Following are some of the many quotes I marked while reading The Rise that speak to Lewis's well-researched and annotated examination of what it means to have and use "the gift" of failure — failure being a word, Lewis  cautions, that is "imperfect" because "[o]nce we begin to transform it, it ceases to be that any longer." (p.11)

On Mastery:

"All those who do more than compete, who strive for mastery, play on a field that exists largely within." (p. 25)

"Masters are not experts because they take a subject to its conceptual end. They are masters because they realize that there isn't one. . . ." (p. 33)

On Risk-taking:

"We make discoveries, breakthroughs, and inventions in part because we are free enough to take risks, and fail if necessary. Private spaces are often where we extract the gains from attempts and misses." (p. 49)

On Vision, Drive, and Endurance:

"Managing the gap between vision and work, which often looks to others like being swallowed by failure, is a lifelong process." (p. 57)

"People driven by a pursuit that puts them on the edges are often not on the periphery, but on the frontier, testing the limits of what is possible to withstand and discover." (p. 64)

On Surrender to Failure:

" . . . To convert our own energy and operate at full force, often we must first surrender." (p. 70)

". . . [W]hen feelings of failure come with their own form of pain, empowerment through accepting it—surrender—and pivoting out of it can be more powerful than fighting. . . . " (p. 71)

"When you surrender enough, you feel the heft of a situation or an environment and can better judge how to move with it." (p. 73)

". . . To transform from failure, you first have to let yourself feel really badly about it." (p. 73)

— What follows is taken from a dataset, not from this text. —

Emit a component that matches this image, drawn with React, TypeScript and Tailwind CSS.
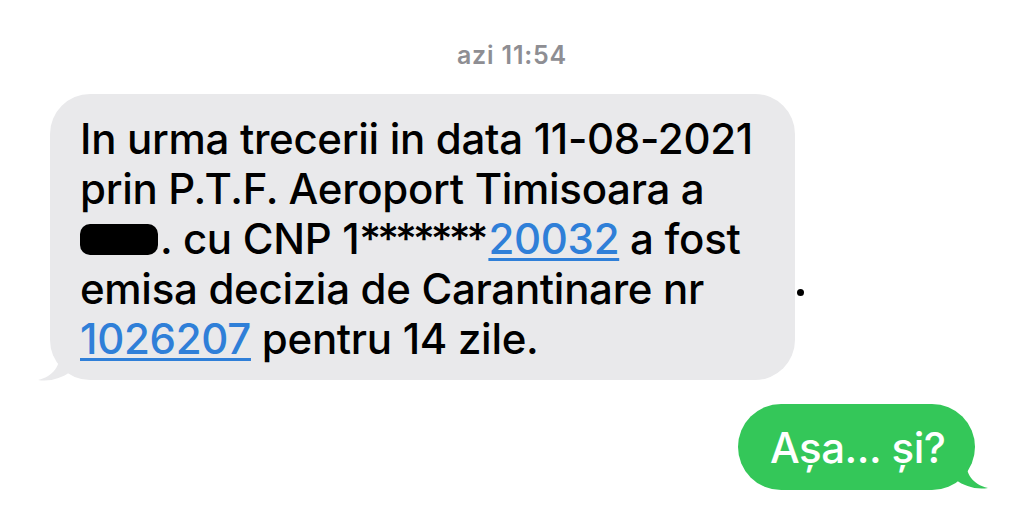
import React from "react";

export default function App() {
  return (
    <div
      className="w-[1024px] h-[521px] bg-white overflow-hidden flex flex-col"
      style={{ fontFamily: "Inter, 'Noto Sans', sans-serif" }}
    >
      <div className="pt-[38px] text-center text-[25px] leading-[34px] font-semibold text-[#8e8e93] tracking-[0.8px]">
        azi 11:54
      </div>
      <div className="flex flex-row mt-[22px]">
        <div className="relative ml-[50px] w-[745px] h-[286px] rounded-[40px] bg-[#e9e9eb] pl-[30px] pt-[20px] text-[42px] leading-[50px] font-medium text-black tracking-[-0.3px]">
          <div>In urma trecerii in data 11-08-2021</div>
          <div>prin P.T.F. Aeroport Timisoara a</div>
          <div className="flex items-center">
            <span className="inline-block w-[78px] h-[31px] rounded-[10px] bg-black mr-[2px]" />
            <span>. cu CNP 1</span>
            <span className="tracking-[-4px] mr-[4px]">*******</span>
            <span className="text-[#2f7fd8] underline decoration-[3px] underline-offset-[4px]">20032</span>
            <span className="whitespace-pre"> a fost</span>
          </div>
          <div>emisa decizia de Carantinare nr</div>
          <div>
            <span className="text-[#2f7fd8] underline decoration-[3px] underline-offset-[4px]">1026207</span> pentru 14 zile.
          </div>
          <svg className="absolute left-[-12px] bottom-[-2px]" width="40" height="30" viewBox="0 0 40 30">
            <path d="M22 0 C22 14 16 24 0 28 C12 30 24 26 32 20 L40 20 L40 0 Z" fill="#e9e9eb" />
          </svg>
        </div>
        <div className="w-[7px] h-[7px] rounded-full bg-black ml-[2px] mt-[195px]" />
      </div>
      <div className="flex justify-end mt-[24px] pr-[49px]">
        <div className="relative w-[237px] h-[86px] rounded-[43px] bg-[#34c759] flex items-center pl-[32px] text-[42px] font-medium text-white tracking-[-0.5px]">
          Așa... și?
          <svg className="absolute right-[-13px] bottom-0" width="40" height="30" viewBox="0 0 40 30">
            <path d="M18 0 C18 14 24 24 40 28 C28 30 16 26 8 20 L0 20 L0 0 Z" fill="#34c759" />
          </svg>
        </div>
      </div>
    </div>
  );
}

Two noteworthy chapters in Lewis's book are "The Deliberate Amateur" and "The Grit of the Arts"; either offers plenty for discussion. Drawing on numerous studies, Lewis is especially articulate about the role of play in the creative process, as well as "grit" — that is, showing up over and over and over.

On the Value of Play:

". . . In the face of entrenched failure, there are limits to reason's ability to offer us a way out. Play helps us to see things anew. . . ." (p. 94)

". . . Playfulness lets us withstand enormous uncertainty. . . " (p. 153)

". . . When we suppress play, danger is often close at hand. . . [O]ur earliest memories connected to joy and play alter the trajectories of our lives as adults." (p. 157)

". . . [D]irected teaching is important, but learning that comes from play and spontaneous discovery is critical. Endurance is best sustained through periodic play." (p. 158)

"'Innovation is an outcome. Play is a state of mind. Innovation is often what we get when we play', [Ivy] Ross believes." (p. 159) Ivy Ross is chief marketing officer at Art.com.

"To play is a way of climbing and finding hidden mines without serious strain. Those who manage to suspend their disbelief see the threshold—horizontal and often dry—and enter." (p. 165)

On 'Grit' or Our Response to Failure:

". . . Grit is connected to how we respond to so-called failure, about whether we see it as a comment on our identity or merely as information that may help us improve." (p. 169)

"Grit is a portable skill that moves across seemingly varied interests. Grit can be expressed in your chosen pursuit and appear in multiple domains over time. . . ." (p. 179)

"To teach students about grit, . . . [they have to] understand that there is no linear path." (p. 183)

"If we fail to cultivate grit, it is also because we often grant little importance to the practice of making and the process that it can teach us throughout our lives." (p. 192)

Overall, I find Lewis to be a thoughtful and open-minded writer who is not concerned to prescribe what we must do or to formulate a set of lessons. Her perspective is that no matter how dubious our vision or pursuit may seem, each of us has within the power to "see up and out of failures", and that what we derive from such experiences in fact points us to "an indispensable way out from intractable paths." When we go down, she strongly intimates, we indeed have the capacity to rise stronger.

Here is Lewis in an introductory trailer for The Rise, which I include in my list of recommended books:



Also see this second trailer.

Lewis also has presented at TED. Watch her TEDTalk, "Embrace the Near Win" (2014).

A resident of New York City, Lewis also is a curator and writer on art. She will receive a doctorate this year from Yale University.

Sarah Lewis on FaceBook and Twitter

Sarah Lewis Blog

1 comment:

Maureen said...

A couple of additional notes:

Some readers express disappointment with "The Rise", and I think a case might be made that the all-encompassing subtitle does not live up to its promise and that Lewis is timid in fully embracing the full value of her premise, which remains somewhat abstract. How do we define "the rise" through failure? How do we illustrate its projectory? Where does the premise break down? Still, the idea that failure has a particular role in creativity is fascinating and Lewis's book is an opener to a discussion of that role.